At least 10 “hyperscale” data centers, including five projects that will use over 100 megawatts of capacity, are in progress in the Kansas City metropolitan area. The largest project currently in the works, a $150 billion hyperscale AI factory from Dutch company Nebius, is under construction on 400 acres in northeast Independence and will be sustained by its own power plant.
Smith said some community members around Jackson County “felt a little jilted when they didn’t have a good opportunity” to express their concerns directly prior to Monday’s hearing.
“That’s what this is intended to do – have a little pause, not too long, “ Smith said. “...What we have right now is no rules, really, so people who apply don’t even know what we might require of them.”
Legislator Donna Peyton spoke in favor of the 60-day extension, which Smith said has been supported by several legislators.
“Our community would like for this to come to a conclusion,” Peyton said.
Following local examples on data center limits
Jackson County is not the first local body to consider setting limits on approval for data center and BESS sites.
The Kansas City Council passed legislation in late 2025 placing more limits on where data centers can be built. The council also increased the requirements for public hearings and special approvals associated with any proposed data center development project.
Similar conversation has taken place on the state level, with restrictions on data center zoning recently passing across the state line in Leavenworth, Kansas.
Kansas City resident Beto Martinez, executive director of Kansas City environmental health and justice organization RiSe4EJ, urged the county to continue following the Kansas City Council’s example in setting policies limiting data center development.
“I think the moratorium is reasonable,” Martinez said. “It’s needed to introduce transparency, accountability and responsibility to the residents of this community.”
Martinez and others shared several public health concerns around the potential development of further data centers in unincorporated Jackson County, including possible impacts to air and water quality.
“If [residents] oppose it, we need to respect that,” Martinez said. “...We don’t have any policies in place here at the local level, at the county level, to move forward at the moment.”
Industry versus lifestyle
Monday’s meeting drew a mix of outspoken residents presenting concerns about data centers’ direct impact on their rural communities, and commercial leaders portraying the data center economy as an essential growth opportunity for Jackson County’s economy.
Support for individual data centers already approved for zoning across the county has fallen along similar lines, attracting construction unions and school systems while alienating neighbors.
Jackson County resident Greg Nauman moved into a more rural area of the county with his wife and daughter in order to purchase land as a financial investment.
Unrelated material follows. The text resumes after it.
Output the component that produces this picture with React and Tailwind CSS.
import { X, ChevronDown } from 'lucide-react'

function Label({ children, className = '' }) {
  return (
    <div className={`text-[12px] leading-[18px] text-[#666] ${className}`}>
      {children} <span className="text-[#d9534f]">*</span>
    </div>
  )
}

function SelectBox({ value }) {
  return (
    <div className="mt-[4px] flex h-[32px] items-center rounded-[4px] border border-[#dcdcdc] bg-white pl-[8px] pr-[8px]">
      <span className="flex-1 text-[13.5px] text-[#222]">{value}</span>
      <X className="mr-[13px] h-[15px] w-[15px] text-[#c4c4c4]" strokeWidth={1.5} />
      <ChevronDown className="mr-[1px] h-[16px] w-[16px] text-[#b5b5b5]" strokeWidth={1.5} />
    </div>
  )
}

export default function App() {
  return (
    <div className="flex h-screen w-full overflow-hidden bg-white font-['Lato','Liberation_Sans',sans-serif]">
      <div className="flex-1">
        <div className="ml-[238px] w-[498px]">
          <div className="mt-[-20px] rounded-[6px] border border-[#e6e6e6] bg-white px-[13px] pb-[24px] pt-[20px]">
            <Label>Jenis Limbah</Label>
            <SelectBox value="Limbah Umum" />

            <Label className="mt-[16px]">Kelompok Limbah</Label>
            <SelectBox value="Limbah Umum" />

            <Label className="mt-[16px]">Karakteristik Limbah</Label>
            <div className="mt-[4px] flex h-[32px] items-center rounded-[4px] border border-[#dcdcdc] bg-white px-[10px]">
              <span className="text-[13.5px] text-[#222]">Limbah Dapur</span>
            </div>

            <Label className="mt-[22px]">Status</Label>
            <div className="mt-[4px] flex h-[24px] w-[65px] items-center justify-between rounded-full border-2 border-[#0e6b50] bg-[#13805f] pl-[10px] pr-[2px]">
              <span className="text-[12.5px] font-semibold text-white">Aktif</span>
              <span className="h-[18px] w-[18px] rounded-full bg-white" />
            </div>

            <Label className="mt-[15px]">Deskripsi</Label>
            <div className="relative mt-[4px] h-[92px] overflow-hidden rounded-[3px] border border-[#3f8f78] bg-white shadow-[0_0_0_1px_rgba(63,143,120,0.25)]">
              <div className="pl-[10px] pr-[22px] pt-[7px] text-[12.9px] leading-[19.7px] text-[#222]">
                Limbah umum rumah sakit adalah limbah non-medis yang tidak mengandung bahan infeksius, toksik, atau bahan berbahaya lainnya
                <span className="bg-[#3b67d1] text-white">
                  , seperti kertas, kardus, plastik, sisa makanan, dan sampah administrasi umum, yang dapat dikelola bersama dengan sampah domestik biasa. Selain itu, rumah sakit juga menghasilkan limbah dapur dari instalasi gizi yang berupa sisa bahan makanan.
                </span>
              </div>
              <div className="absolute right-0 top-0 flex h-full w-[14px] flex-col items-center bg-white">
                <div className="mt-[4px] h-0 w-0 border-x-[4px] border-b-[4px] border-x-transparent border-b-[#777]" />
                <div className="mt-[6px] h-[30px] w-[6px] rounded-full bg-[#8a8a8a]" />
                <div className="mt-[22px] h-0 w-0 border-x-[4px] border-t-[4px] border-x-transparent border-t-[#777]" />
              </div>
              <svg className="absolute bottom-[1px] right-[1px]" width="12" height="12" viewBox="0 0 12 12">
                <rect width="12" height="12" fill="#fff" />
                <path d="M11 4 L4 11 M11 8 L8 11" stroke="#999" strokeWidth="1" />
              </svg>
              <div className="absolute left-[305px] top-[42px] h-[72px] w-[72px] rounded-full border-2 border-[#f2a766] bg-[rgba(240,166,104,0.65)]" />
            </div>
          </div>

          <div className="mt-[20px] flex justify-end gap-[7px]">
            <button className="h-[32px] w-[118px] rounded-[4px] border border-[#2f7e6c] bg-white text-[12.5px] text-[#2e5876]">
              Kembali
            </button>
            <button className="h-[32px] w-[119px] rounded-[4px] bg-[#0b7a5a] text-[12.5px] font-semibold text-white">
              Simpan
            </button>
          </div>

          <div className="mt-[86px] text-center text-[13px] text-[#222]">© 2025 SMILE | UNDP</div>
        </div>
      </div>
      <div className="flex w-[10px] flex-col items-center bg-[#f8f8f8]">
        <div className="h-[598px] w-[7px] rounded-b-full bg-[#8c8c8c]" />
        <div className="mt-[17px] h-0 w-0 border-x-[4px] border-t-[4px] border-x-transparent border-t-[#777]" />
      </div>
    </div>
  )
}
The potential for data centers to move into the area without any county regulation, he said, threatens his lifestyle and future financial stability.
“What am I going to do if the person across the road from me all of a sudden decides to sell their property for half a million dollars a year?” Nauman said Monday. “...Let’s put a halt on this. Let’s get together with the public.”
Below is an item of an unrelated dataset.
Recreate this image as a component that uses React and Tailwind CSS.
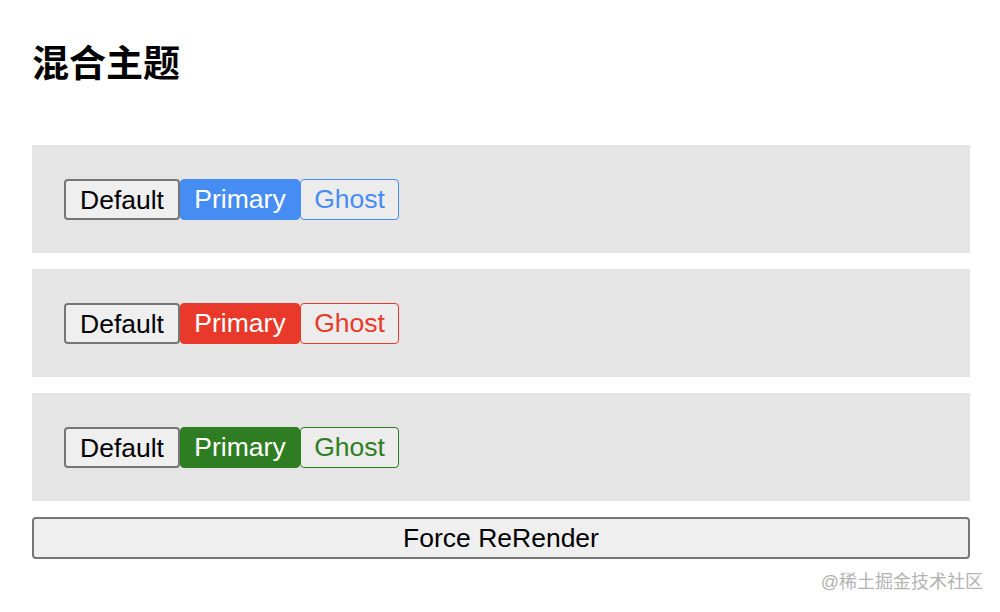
import React, { useState } from 'react'

const themes = [
  { name: 'blue', primary: 'bg-[#468df3] border-[#468df3]', ghost: 'border-[#468df3] text-[#468df3]' },
  { name: 'red', primary: 'bg-[#e8392a] border-[#e8392a]', ghost: 'border-[#e8392a] text-[#e8392a]' },
  { name: 'green', primary: 'bg-[#2f7d23] border-[#2f7d23]', ghost: 'border-[#2f7d23] text-[#2f7d23]' },
]

const ThemePanel = ({ theme }) => {
  return (
    <div className="bg-[#e5e5e5] h-[108px] px-8 flex items-center">
      <div className="flex items-center">
        <button className="h-[41px] w-[116px] bg-[#efefef] border-2 border-[#767676] rounded-[4px] text-[26.5px] text-black">Default</button>
        <button className={`h-[41px] w-[120px] border-[1.5px] rounded-[4px] text-[26.5px] text-white ${theme.primary}`}>Primary</button>
        <button className={`h-[41px] w-[99px] border-[1.5px] rounded-[4px] text-[26.5px] bg-[#ececec] ${theme.ghost}`}>Ghost</button>
      </div>
    </div>
  )
}

export default function App() {
  const [count, setCount] = useState(0)

  return (
    <div className="relative w-[1000px] h-[612px] bg-white font-['Liberation_Sans','Noto_Sans_CJK_SC',sans-serif] overflow-hidden">
      <div className="pl-8 pr-[30px] pt-[42px]">
        <h2 className="text-[37px] font-bold leading-[46px] text-black">混合主题</h2>
        <div className="mt-[57px] flex flex-col gap-4">
          {themes.map((t) => (
            <ThemePanel key={t.name + count} theme={t} />
          ))}
          <button
            onClick={() => setCount(count + 1)}
            className="h-[42px] w-full bg-[#efefef] border-2 border-[#767676] rounded-[4px] text-[26.5px] text-black"
          >
            Force ReRender
          </button>
        </div>
      </div>
      <div className="absolute right-[17px] top-[570px] text-[18px] leading-[24px] text-[#b3b3b3]">@稀土掘金技术社区</div>
    </div>
  )
}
Meanwhile, Former Missouri State Representative Mike Talboy, currently the political director for Greater KC Building & Construction Trades, criticized data center opponents for standing in the way of industry growth and relying on what he described as “fear tactics of the unknown.”
“Battery storage facilities are not new. Data centers are not new,” Talboy said. “We’ve heard the same kind of things with all kinds of technology as we advance… the safety and the efficiency and the ecology of them has gotten better through time.”
Talboy said that data center projects, if welcomed in Jackson County in the future, would present career growth opportunities to longtime residents even if construction jobs at individual data center sites were temporary.
“The skills that folks learn from one project, they take to another project,” Talboy said. “...The information that they glean, and the careers that are born out of these projects, are massive.”
Environmental concerns remain
Nuanced concerns around the long-term ecological impacts of these sites have also been a concern regionally, and continued to dominate airspace at Monday’s hearing.
Makenna Nickens, a Jackson County resident the Community Outreach Specialist for the Missouri Coalition for the Environment, said that while she supports a moratorium on the data center, she’s wary of legislation that combines policymaking for data centers and for BESS sites.
Nickens described BESS systems as crucial to the expansion of renewable energy in Missouri.
“Missouri is behind when it comes to our power grid and energy innovation, and we collectively need to push for more – and better – renewable energy sources,” Nickens said. “Battery energy storage sites do not have the same adverse environmental impacts that data centers do, and they should not be lumped together with them.”
Buckner resident Kelli Jabs said that she’s become accustomed to unions, businesses and corporations touting the positives of data centers, while those who live nearest to these development sites tend to speak out about feeling unsure and unsafe.
Jabs said she worries about the youngest residents of unincorporated Jackson County becoming the “guinea pigs” for the personal, public health and economic impacts of both data centers and BESS sites.
“We just need parameters, and we need them quickly,” Jabs said. “We want our future to be protected and healthy.”